金型に使われる丸部品と呼ばれるものは、現在では製作することが少なく、標準部品として購入して使用することが多いと思います。そのために、プレートに埋め込まれる部分の寸法(植え込み部寸法、ここでは軸寸法と呼びます)は整理されています。整理の方法は標準数(JIS Z 8601)を基にしています。標準数にはR5、R10、R20及びR40と呼ぶ基本数列があります。【図1】に示すような丸部品では、R20の基本数列を参考に軸寸法が決められています。
決められた過程はともかくとしても、この軸数値を頭に入れておくと金型設計は楽になることが多いです。プレス加工する製品の大きさから金型のプレートサイズが決まります。その後に、プレートの空間にさまざまな軸部品を配置しますが、プレートの大きさと軸寸法のバランスを取りながら決めていきます。この作業が楽になると言うわけです。
次に、部品と穴の関係について整理しておくと、更に金型設計は楽になります。軸と穴の関係は「はめあい」で、「しまりばめ」(圧入)、「すきまばめ」(軸に対して穴径が大きくゆるい状態)そして「中間ばめ」(両者の中間的な軸と穴の関係)の3タイプがあります。例えば、丸パンチをパンチプレートに圧入で取り付けると考えたときに、その都度「締め代」を考えていたのでは、金型設計の信頼性が安定せずに困ります。
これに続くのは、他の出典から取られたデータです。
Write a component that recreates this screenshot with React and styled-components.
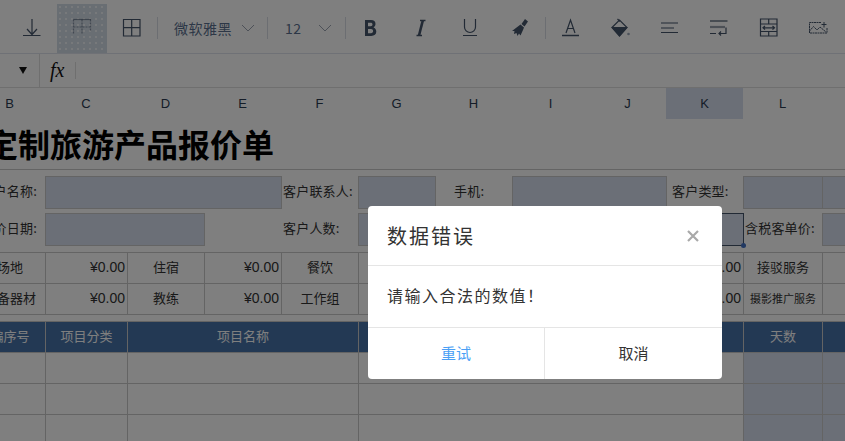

穴の寸法は軸-0.005mmまたは軸-0.01mmといったように数値を決めておくと、設計スピードも上がるとともに、穴の加工工具や加工手順も統一されるようになります。このような内容を意識的に行うことを標準化と呼びます。CAD/CAMで金型製作を考えるときには、軸寸法を基準として用途に応じて穴寸法を決めておくと、金型の設計製作が効率よくなります。